### Problem description
Within the material below, find each line bearing the word "styles" and present it.

### Available data
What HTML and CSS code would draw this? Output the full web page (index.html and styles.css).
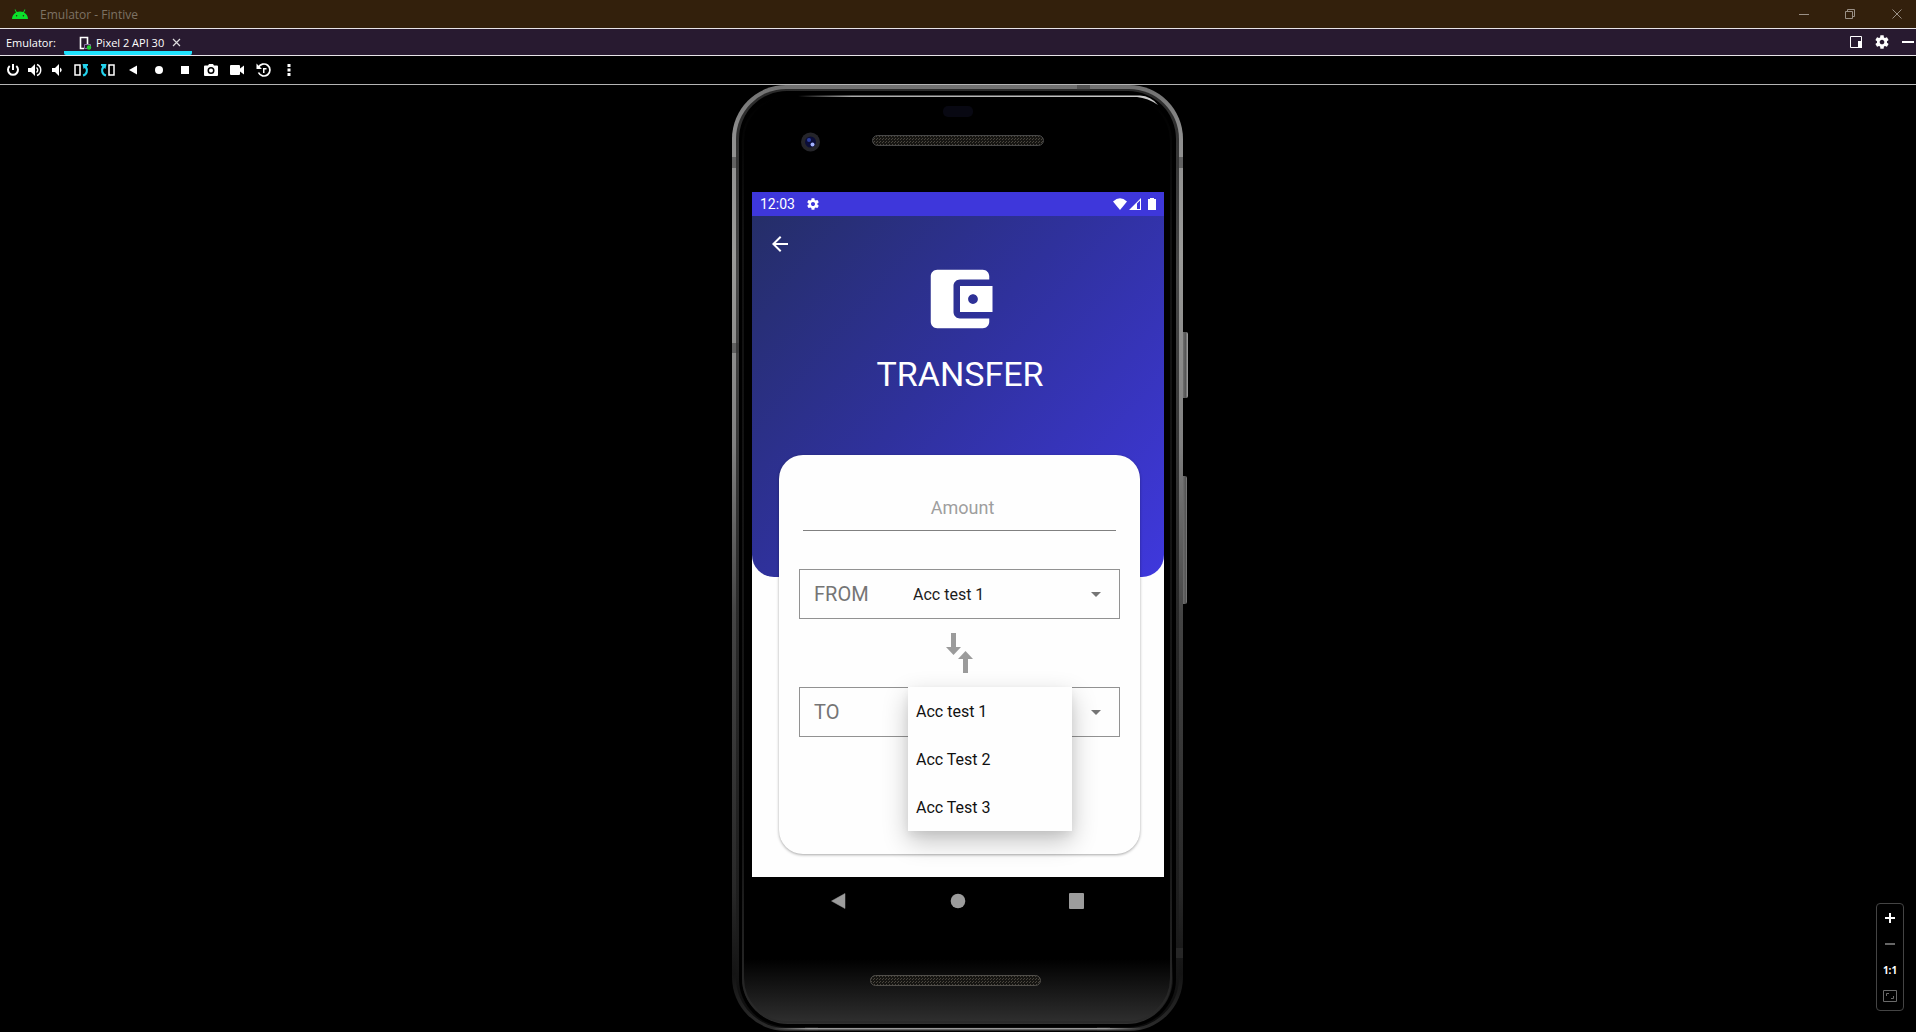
FILE: index.html
```html
<!DOCTYPE html>
<html lang="en">
<head>
<meta charset="utf-8">
<title>Emulator - Fintive</title>
<link rel="stylesheet" href="styles.css">
</head>
<body>
<header class="titlebar">
  <svg class="droid" width="16" height="10" viewBox="0 0 16 10"><path fill="#0be02b" d="M0 10a8 7.600 0 0 1 4-6.500L2.600.7l.7-.4 1.500 2.800a8.500 8.500 0 0 1 6.400 0L12.700.3l.7.4L12 3.500A8 7.600 0 0 1 16 10z"/><circle cx="4.600" cy="6.700" r=".7" fill="#33200c"/><circle cx="11.400" cy="6.700" r=".7" fill="#33200c"/></svg>
  <h1 class="window-title">Emulator - Fintive</h1>
  <div class="window-buttons">
    <button aria-label="Minimize"><svg width="12" height="12" viewBox="0 0 12 12"><path d="M1 6.500h10"/></svg></button>
    <button aria-label="Restore"><svg width="12" height="12" viewBox="0 0 12 12"><path d="M.5 3.500h7v7h-7zM2.500 3.500v-2h7v7h-2"/></svg></button>
    <button aria-label="Close"><svg width="12" height="12" viewBox="0 0 12 12"><path d="M1.500 1.500l9 9M10.500 1.500l-9 9"/></svg></button>
  </div>
</header>

<nav class="tabbar" aria-label="Devices">
  <span class="tabbar-label">Emulator:</span>
  <div class="tab">
    <svg width="13" height="14" viewBox="0 0 13 14"><path d="M5 12.500H1.500v-11h7V8" fill="none" stroke="#fff" stroke-width="1.600"/><path d="M5.500 8.500h6v4h-6z" fill="#281a30" stroke="#8d6ba8"/><circle cx="10" cy="11.500" r="2.200" fill="#1fd12f"/></svg>
    <span>Pixel 2 API 30</span>
    <button aria-label="Close tab"><svg width="9" height="9" viewBox="0 0 9 9"><path d="M1 1l7 7M8 1L1 8" stroke="#ddd" stroke-width="1.200"/></svg></button>
  </div>
  <div class="tabbar-actions">
    <button aria-label="Window mode"><svg width="12" height="12" viewBox="0 0 12 12"><path d="M.5.500h11v11H.5z" fill="none" stroke="#fff"/><path d="M8 5h4v7H8z" fill="#fff"/></svg></button>
    <button aria-label="Settings"><svg width="16" height="16" viewBox="0 0 24 24"><use href="#gear"/></svg></button>
    <button aria-label="Hide"><svg width="12" height="12" viewBox="0 0 12 12"><path d="M0 5h12v2H0z" fill="#fff"/></svg></button>
  </div>
</nav>

<svg class="defs" aria-hidden="true"><defs>
  <path id="gear" fill="#fff" d="M19.430 12.980c.04-.32.07-.64.07-.98s-.03-.66-.07-.98l2.110-1.650c.19-.15.24-.42.12-.64l-2-3.460c-.12-.22-.39-.3-.61-.22l-2.490 1c-.52-.4-1.080-.73-1.690-.98l-.38-2.650C14.460 2.180 14.250 2 14 2h-4c-.25 0-.46.18-.49.42l-.38 2.650c-.61.25-1.170.59-1.690.98l-2.490-1c-.23-.09-.49 0-.61.22l-2 3.460c-.13.22-.07.49.12.64l2.110 1.650c-.04.32-.07.65-.07.98s.03.66.07.98l-2.110 1.650c-.19.15-.24.42-.12.64l2 3.460c.12.22.39.3.61.22l2.490-1c.52.4 1.080.73 1.690.98l.38 2.650c.03.24.24.42.49.42h4c.25 0 .46-.18.49-.42l.38-2.650c.61-.25 1.170-.59 1.690-.98l2.490 1c.23.09.49 0 .61-.22l2-3.460c.12-.22.07-.49-.12-.64l-2.110-1.650zM12 15.500c-1.930 0-3.500-1.570-3.500-3.500s1.570-3.500 3.500-3.500 3.500 1.570 3.500 3.500-1.570 3.500-3.500 3.500z"/>
</defs></svg>

<div class="toolbar" role="toolbar" aria-label="Emulator controls">
  <button class="narrow" aria-label="Power"><svg width="14" height="14" viewBox="0 0 14 14"><path d="M7 1v6M3.700 3a5 5 0 1 0 6.600 0" fill="none" stroke="#fff" stroke-width="2"/></svg></button>
  <button class="narrow" aria-label="Volume up"><svg width="14" height="14" viewBox="0 0 14 14"><path d="M0 5v4h3l4 4V1L3 5z" fill="#fff"/><path d="M8.500 4.500q2.500 2.500 0 5M9 1.500c5 2 5 9 0 11" fill="none" stroke="#fff" stroke-width="1.400"/></svg></button>
  <button class="narrow" aria-label="Volume down"><svg width="14" height="14" viewBox="0 0 14 14"><path d="M2 5v4h3l4 4V1L5 5z" fill="#fff"/><path d="M10 4.500q3.500 2.500 0 5z" fill="#fff"/></svg></button>
  <button aria-label="Rotate left"><svg width="15" height="14" viewBox="0 0 15 14"><path d="M1 2h5v10H1z" fill="none" stroke="#fff" stroke-width="1.500"/><path d="M9 12.500c4-1 5-5.500 2.500-9" fill="none" stroke="#22d3ee" stroke-width="2.200"/><path d="M8.500 1H14v1.500L9.500 6z" fill="#22d3ee"/></svg></button>
  <button aria-label="Rotate right"><svg width="15" height="14" viewBox="0 0 15 14"><path d="M9 2h5v10H9z" fill="none" stroke="#fff" stroke-width="1.500"/><path d="M6 12.500c-4-1-5-5.500-2.500-9" fill="none" stroke="#22d3ee" stroke-width="2.200"/><path d="M6.500 1H1v1.500L5.500 6z" fill="#22d3ee"/></svg></button>
  <button aria-label="Back"><svg width="8" height="10" viewBox="0 0 8 10"><path d="M0 5l8-4.500v9z" fill="#fff"/></svg></button>
  <button aria-label="Home"><svg width="8" height="8" viewBox="0 0 8 8"><circle cx="4" cy="4" r="4" fill="#fff"/></svg></button>
  <button aria-label="Overview"><svg width="8" height="8" viewBox="0 0 8 8"><path d="M0 0h8v8H0z" fill="#fff"/></svg></button>
  <button aria-label="Screenshot"><svg width="14" height="12" viewBox="0 0 14 12"><path fill="#fff" fill-rule="evenodd" d="M4 1.500L5 0h4l1 1.500h3a1 1 0 0 1 1 1V11a1 1 0 0 1-1 1H1a1 1 0 0 1-1-1V2.500a1 1 0 0 1 1-1zM7 3a3.500 3.500 0 1 0 0 7 3.500 3.500 0 0 0 0-7z"/><circle cx="7" cy="6.500" r="2" fill="#fff"/></svg></button>
  <button aria-label="Record"><svg width="14" height="10" viewBox="0 0 14 10"><path d="M0 1a1 1 0 0 1 1-1h8a1 1 0 0 1 1 1v2.500L14 .5v9l-4-3V9a1 1 0 0 1-1 1H1a1 1 0 0 1-1-1z" fill="#fff"/></svg></button>
  <button aria-label="Snapshots"><svg width="15" height="14" viewBox="0 0 15 14"><path d="M2.500 4.500A6 6 0 1 1 2.500 9.500" fill="none" stroke="#fff" stroke-width="1.700"/><path d="M.5.500V6H6zM7 10V5H10.500v1.500H8.500V10z" fill="#fff"/></svg></button>
  <button aria-label="More"><svg width="4" height="12" viewBox="0 0 4 12"><path d="M.5 0h3v3h-3zM.5 4.500h3v3h-3zM.5 9h3v3h-3z" fill="#fff"/></svg></button>
</div>

<main class="stage">
  <div class="phone">
    <svg class="shell" width="460" height="947" viewBox="0 0 460 947" aria-hidden="true">
      <defs>
        <linearGradient id="metal" x2="0" y2="1"><stop offset="0" stop-color="#6f6f6f"/><stop offset=".05" stop-color="#8e8e8e"/><stop offset=".18" stop-color="#9a9a98"/><stop offset=".38" stop-color="#808080"/><stop offset=".56" stop-color="#444"/><stop offset=".85" stop-color="#282828"/><stop offset=".94" stop-color="#141414"/><stop offset="1" stop-color="#2c2c2c"/></linearGradient>
        <linearGradient id="metal2" x2="0" y2="1"><stop offset="0" stop-color="#2a2a2a"/><stop offset=".2" stop-color="#484848"/><stop offset=".5" stop-color="#2c2c2c"/><stop offset=".9" stop-color="#1c1c1c"/><stop offset="1" stop-color="#0c0c0c"/></linearGradient>
        <linearGradient id="glass" x2="0" y2="1"><stop offset="0" stop-color="#000"/><stop offset=".93" stop-color="#000"/><stop offset="1" stop-color="#303030"/></linearGradient>
        <linearGradient id="edge"><stop offset="0" stop-color="#bbb" stop-opacity="0"/><stop offset=".15" stop-color="#aaa"/><stop offset="1" stop-color="#ccc"/></linearGradient>
        <linearGradient id="foot"><stop offset="0" stop-color="#999" stop-opacity="0"/><stop offset=".1" stop-color="#999"/><stop offset=".9" stop-color="#999"/><stop offset="1" stop-color="#999" stop-opacity="0"/></linearGradient>
        <linearGradient id="key"><stop offset="0" stop-color="#777"/><stop offset=".6" stop-color="#555"/><stop offset="1" stop-color="#aaa"/></linearGradient>
        <linearGradient id="rim" x2="0" y2="1"><stop offset="0" stop-color="#000"/><stop offset=".15" stop-color="#111"/><stop offset=".8" stop-color="#161616"/><stop offset="1" stop-color="#2a2a2a"/></linearGradient>
        <pattern id="mesh" width="3" height="3" patternUnits="userSpaceOnUse"><path d="M0 0h3v3H0z" fill="#161512"/><path d="M0 0h1v1H0zM1 2h1v1H1z" fill="#4a463e"/></pattern>
      </defs>
      <path d="M450 247h4q2 0 2 2v62q0 2-2 2h-4zM450 391h3q2 0 2 2v124q0 2-2 2h-3z" fill="url(#key)"/>
      <rect x="0" y="0" width="451" height="946" rx="54" fill="url(#metal)"/>
      <rect x="4" y="4" width="443" height="939" rx="50" fill="url(#metal2)"/>
      <rect x="7" y="6" width="437" height="936" rx="48" fill="#000"/>
      <path d="M0 72h7v11H0zM444 72h7v11h-7zM0 258h7v10H0zM444 863h7v10h-7zM345 0h13v5h-13zM73 942h13v4H73zM365 942h13v4h-13z" fill="#333" opacity=".5"/>
      <rect x="10" y="10" width="431" height="929" rx="46" fill="url(#glass)"/>
      <rect x="11" y="12" width="428" height="925" rx="44" fill="none" stroke="url(#rim)" stroke-width="2"/>
      <path d="M66 10.500H408Q419 11 426 20Q416 13 405 12H66z" fill="url(#edge)"/>
      <path d="M40 943h371v1.500H40z" fill="url(#foot)"/>
      <rect x="211" y="21" width="30" height="11" rx="5" fill="#080812"/>
      <circle cx="78.500" cy="57" r="9.500" fill="#25252a"/><circle cx="78.500" cy="57" r="5.500" fill="#0b0d38"/><circle cx="77" cy="55" r="2" fill="#2c3fa0"/><circle cx="80.500" cy="59.500" r="2" fill="#a3b2ff"/>
      <rect x="140.500" y="50.500" width="171" height="10" rx="5" fill="url(#mesh)" stroke="#484848"/>
      <rect x="138.500" y="890.500" width="170" height="10" rx="5" fill="url(#mesh)" stroke="#504e4a"/>
    </svg>

    <section class="screen" aria-label="Device screen">
      <div class="statusbar">
        <time>12:03</time>
        <svg width="14" height="14" viewBox="0 0 24 24"><use href="#gear"/></svg>
        <div class="signals">
          <svg width="14" height="12" viewBox="0 0 14 12"><path d="M7 12L0 3.500Q7-3 14 3.500z" fill="#fff"/></svg>
          <svg width="12" height="12" viewBox="0 0 12 12"><path fill="#fff" fill-rule="evenodd" d="M12 0v12H0zM8 5.500V11h3V2.500z"/></svg>
          <svg class="battery" width="8" height="12" viewBox="0 0 8 12"><path d="M0 1h2V0h4v1h2v11H0z" fill="#fff"/></svg>
        </div>
      </div>
      <div class="app">
        <div class="hero">
          <button class="back" aria-label="Back"><svg width="24" height="24" viewBox="0 0 24 24"><path fill="#fff" d="M20 11H7.830l5.590-5.590L12 4l-8 8 8 8 1.410-1.410L7.830 13H20v-2z"/></svg></button>
          <svg class="wallet" width="78" height="78" viewBox="0 0 24 24"><path fill="#fff" d="M21 18v1c0 1.100-.9 2-2 2H5c-1.110 0-2-.9-2-2V5c0-1.100.89-2 2-2h14c1.100 0 2 .9 2 2v1h-9c-1.110 0-2 .9-2 2v8c0 1.100.89 2 2 2h9zm-9-2h10V8H12v8zm4-2.500c-.83 0-1.500-.67-1.500-1.500s.67-1.500 1.500-1.500 1.500.67 1.500 1.500-.67 1.500-1.500 1.500z"/></svg>
          <h2 class="heading">TRANSFER</h2>
        </div>
        <form class="card">
          <input class="amount" type="text" placeholder="Amount" aria-label="Amount">
          <div class="field">
            <label for="from">FROM</label>
            <select id="from"><option>Acc test 1</option><option>Acc Test 2</option><option>Acc Test 3</option></select>
            <svg class="caret" width="10" height="5" viewBox="0 0 10 5"><path d="M0 0h10L5 5z" fill="#757575"/></svg>
          </div>
          <svg class="swap" width="28" height="40" viewBox="0 0 28 40"><path fill="#9b9b9b" d="M5 0h5v14h5l-7.500 8L0 14h5zM19.500 18l7.500 8h-5v14h-5V26h-5z"/></svg>
          <div class="field">
            <label for="to">TO</label>
            <select id="to"><option>Acc test 1</option><option>Acc Test 2</option><option>Acc Test 3</option></select>
            <svg class="caret" width="10" height="5" viewBox="0 0 10 5"><path d="M0 0h10L5 5z" fill="#757575"/></svg>
            <ul class="menu" role="listbox" aria-label="To account">
              <li role="option">Acc test 1</li>
              <li role="option">Acc Test 2</li>
              <li role="option">Acc Test 3</li>
            </ul>
          </div>
        </form>
      </div>
      <div class="navkeys">
        <button aria-label="Back"><svg width="16" height="16" viewBox="0 0 16 16"><path d="M.5 8L14 .5v15z" fill="#9c9c9c" stroke="#9c9c9c" stroke-width=".5"/></svg></button>
        <button aria-label="Home"><svg width="16" height="16" viewBox="0 0 16 16"><circle cx="8" cy="8" r="7.300" fill="#9c9c9c"/></svg></button>
        <button aria-label="Overview"><svg width="16" height="16" viewBox="0 0 16 16"><rect width="15" height="16" rx="1" fill="#9c9c9c"/></svg></button>
      </div>
    </section>
  </div>

  <div class="zoom" role="group" aria-label="Zoom">
    <button aria-label="Zoom in"><svg width="10" height="10" viewBox="0 0 10 10"><path d="M4 0h2v4h4v2H6v4H4V6H0V4h4z" fill="#fff"/></svg></button>
    <button aria-label="Zoom out"><svg width="10" height="2" viewBox="0 0 10 2"><path d="M0 0h10v2H0z" fill="#666"/></svg></button>
    <button>1:1</button>
    <button aria-label="Fit"><svg width="14" height="12" viewBox="0 0 14 12"><path d="M.5.500h13v11H.5zM3.500 6V3.500H6M8 8.500h2.500V6" fill="none" stroke="#6a6a6a"/></svg></button>
  </div>
</main>
</body>
</html>
```
FILE: styles.css
```css
* {
  box-sizing: border-box;
}

body {
  margin: 0;
  min-height: 100vh;
  display: flex;
  flex-direction: column;
  background: #000;
  color: #fff;
  font: 12px/16px "Noto Sans", "Open Sans", sans-serif;
}

button {
  display: flex;
  align-items: center;
  justify-content: center;
  padding: 0;
  border: 0;
  background: none;
  color: inherit;
  font: inherit;
}

svg {
  display: block;
  flex: none;
}

.defs {
  position: absolute;
  width: 0;
  height: 0;
}

.titlebar {
  display: flex;
  align-items: center;
  height: 29px;
  padding-left: 12px;
  gap: 12px;
  background: #33200c;
  border-bottom: 1px solid #e8e4e8;
}

.window-title {
  margin: 0;
  padding-top: 1px;
  font: 12px/16px "Open Sans", sans-serif;
  color: #7d7264;
}

.window-buttons {
  display: flex;
  margin-left: auto;
}

.window-buttons button {
  width: 47px;
  height: 28px;
}

.window-buttons button:last-child {
  width: 46px;
  margin-right: -4px;
}

.window-buttons path {
  fill: none;
  stroke: #9a9086;
}

.tabbar {
  display: flex;
  align-items: center;
  height: 27px;
  background: #281a30;
  border-bottom: 1px solid #e8e4e8;
  font: 11px/16px "Open Sans", sans-serif;
}

.tabbar-label {
  width: 64px;
  padding: 2px 0 0 6px;
}

.tab {
  display: flex;
  align-items: center;
  align-self: stretch;
  gap: 4px;
  width: 128px;
  padding: 5px 8px 0 15px;
  border-bottom: 4px solid #1fe3ff;
  border-radius: 0 0 2px 2px;
}

.tab button {
  margin-left: 4px;
}

.tabbar-actions {
  display: flex;
  align-items: center;
  gap: 12px;
  margin-left: auto;
  padding-right: 2px;
}

.toolbar {
  display: flex;
  height: 29px;
  padding-left: 2px;
  border-bottom: 1px solid #b4b4b4;
}

.toolbar button {
  width: 26px;
}

.toolbar .narrow {
  width: 22px;
}

.stage {
  position: relative;
  flex: 1;
  display: flex;
  justify-content: center;
}

.phone {
  position: relative;
  width: 452px;
  height: 947px;
  padding: 107px 20px 0;
}

.shell {
  position: absolute;
  left: 0;
  top: 0;
}

.screen {
  position: relative;
  font-family: Roboto, sans-serif;
}

.statusbar {
  display: flex;
  align-items: center;
  gap: 11px;
  height: 24px;
  padding: 0 8px;
  background: #3e37db;
  font-size: 14px;
}

.signals {
  display: flex;
  align-items: center;
  gap: 2px;
  margin-left: auto;
}

.battery {
  margin-left: 5px;
}

.app {
  height: 661px;
  background: #fefefe;
}

.hero {
  height: 361px;
  padding: 16px 12px 16px 16px;
  border-radius: 0 0 22px 22px;
  background: linear-gradient(131deg, #252e68, #2f319c 45%, #3f38dd);
}

.wallet {
  margin: 4px auto 16px;
}

.heading {
  margin: 0;
  text-align: center;
  font-size: 34px;
  line-height: 40px;
  font-weight: 400;
}

.card {
  position: relative;
  height: 399px;
  margin: -122px 24px 0 27px;
  padding: 32px 20px;
  border-radius: 24px;
  background: #fefefe;
  box-shadow: 0 1px 3px rgba(0, 0, 0, 0.35);
}

.amount {
  display: block;
  width: calc(100% - 8px);
  height: 44px;
  margin: 0 4px 38px;
  padding: 0 0 2px 6px;
  border: 0;
  border-bottom: 1px solid #808080;
  background: none;
  text-align: center;
  font: 18px/24px Roboto, sans-serif;
}

.amount::placeholder {
  color: #9e9e9e;
}

.field {
  position: relative;
  display: flex;
  align-items: center;
  height: 50px;
  padding: 0 18px 0 14px;
  border: 1px solid #929292;
}

.field label {
  width: 99px;
  font-size: 20px;
  line-height: 24px;
  color: #757575;
}

.field select {
  flex: 1;
  height: 48px;
  padding: 2px 0 0;
  border: 0;
  background: none;
  appearance: none;
  font: 16px/24px Roboto, sans-serif;
  color: #1c1c1c;
}

.swap {
  margin: 14px auto;
}

.menu {
  position: absolute;
  left: 108px;
  top: -1px;
  width: 164px;
  margin: 0;
  padding: 0;
  list-style: none;
  background: #fefefe;
  box-shadow: 0 10px 24px rgba(0, 0, 0, 0.24), 0 4px 8px rgba(0, 0, 0, 0.06);
  color: #111;
  font-size: 16px;
}

.menu li {
  height: 48px;
  padding: 1px 0 0 8px;
  line-height: 48px;
}

.navkeys {
  display: flex;
  justify-content: center;
  gap: 71px;
  height: 48px;
}

.navkeys button {
  width: 48px;
}

.zoom {
  position: absolute;
  right: 12px;
  bottom: 21px;
  width: 28px;
  padding: 1px 0;
  border: 1px solid #444;
  border-radius: 4px;
}

.zoom button {
  width: 26px;
  height: 26px;
  font-size: 10px;
  font-weight: 700;
}
```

### Task answer
What HTML and CSS code would draw this? Output the full web page (index.html and styles.css).
<link rel="stylesheet" href="styles.css">
FILE: styles.css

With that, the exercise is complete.